一方で、ICT機器の活用や技術開発は行政主導では十分に普及・活用されないリスクもあります。

また、適応した場合であっても、工事費が割高になることや、そもそも適用できる工事発注量が少ないため、十分に普及しているとは言えないリスクが隠れています。

そこで、i-Construction推進コンソーシアムによる産官学が連携し、新技術の発掘や企業間連携の促進、3次元データの利活用を推進する方法、加えて、導入企業や地方公共団体等発注者に対して導入費用の上乗せや補助金制度を充実させることも並行して進めております。 

 

2025年問題

 

 

③勤怠管理の難しさ 

建設業は、上述の通り現場勤務の特性があるため、正確な労働時間を把握しづらい特徴があります。

厚生労働省でも、適正な労働時間の把握に向けて、客観的な記録を基礎とした労働日ごとの始業・終業時刻の確認と、適正な記録を求めています。

現場労働者は、勤務時間が定まっておらず正確な時間管理を当事者に求めることになりがちなポイントと、複数現場を掛け持つ労働者の正確な勤務時間の把握が困難なポイントも、労働時間の規制が猶予されていた理由です。 

 

 

今後の建設業に求められる対応 

建設業もいよいよ、他産業と同じく、残業時間への規制が設けられることで、勤怠管理の徹底、週休2日制の促進が求められるようになりました。

勤怠管理の徹底では、スマートフォンの普及によるアプリでの勤怠管理やAIを使った自動勤怠管理など多数の手段があります。

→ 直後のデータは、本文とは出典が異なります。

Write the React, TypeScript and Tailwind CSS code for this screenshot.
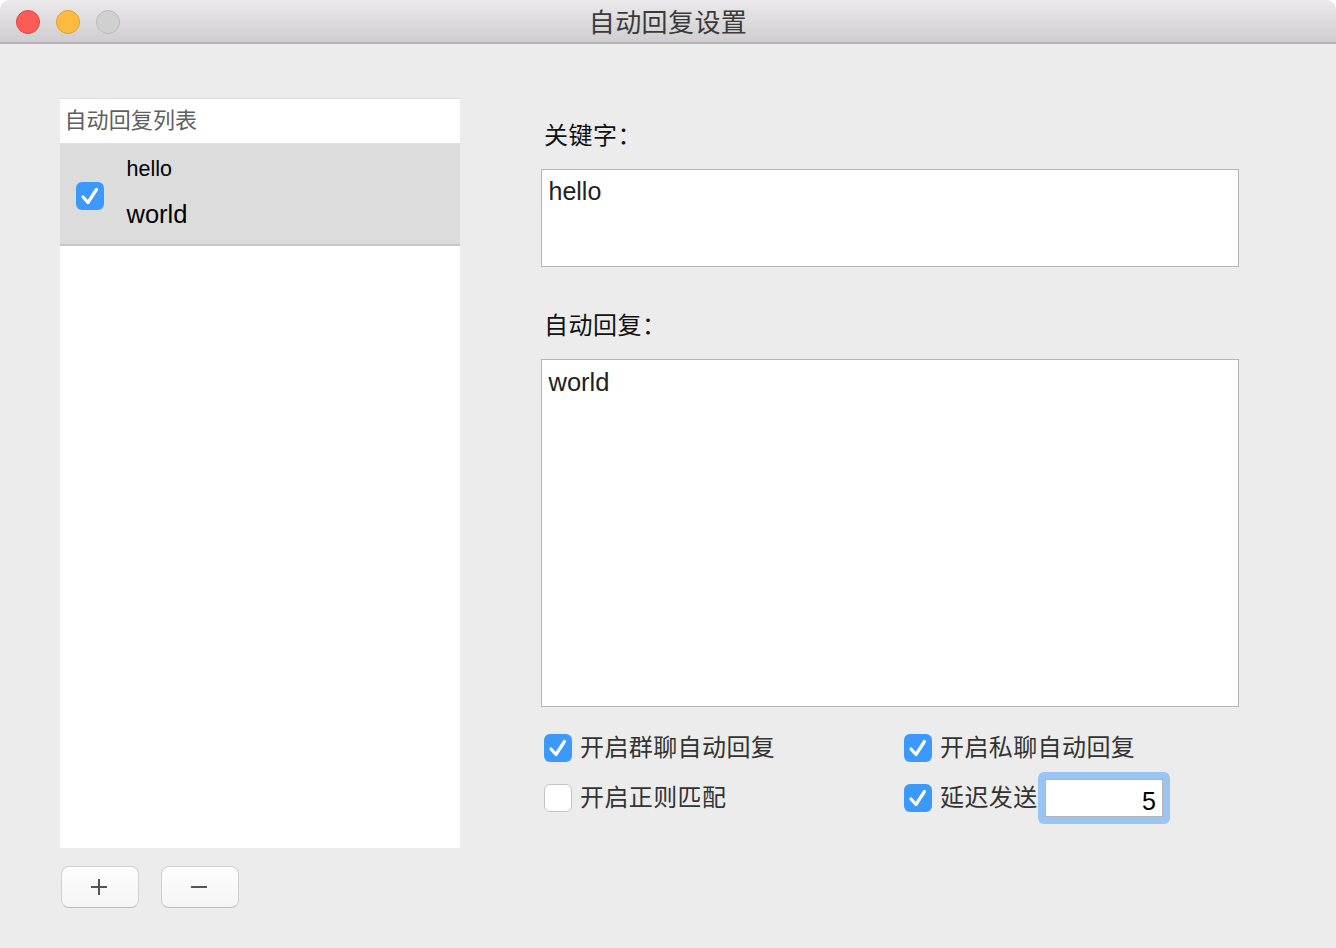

また、週休2日制の促進に関しても、国土交通省をはじめ、都道府県などの地方自治体を含む多くの発注機関で週休2日制の徹底を促進しています。

 

 建設業働き方改革加速化プログラムとは 

国土交通省では、建設業の労働環境を改善するために、平成30年3月に「建設業働き方改革加速化プログラム」を策定し、2024年4月の法改定の適用前から、建設業の労働環境改善に取り組んできました。

具体的な取り組み内容は下記の3点です。 

  • 長時間労働の防止 
  • 生産性向上に向けた取り組みの推進 
  • 給与や社会保険の改善に向けた取り組みの推進 

国土交通省 建設業働き方改革加速化プログラム(https://www.obc.co.jp/360/list/post293

 

建設業働き方改革加速化プログラム

 

 

まとめ 

2024年4月からの建設業における時間外労働の上限規制と猶予されていた背景について理解できたでしょうか。

これから建設業でも他産業と同じく、残業時間への規制が徹底され、魅力ある産業として生まれ変わっていくことが予測されます。

建設業に興味のある人にとって挑戦しやすい環境が整備されると言えるため、ぜひ新規入職や転職を考えてみてはいかがでしょうか。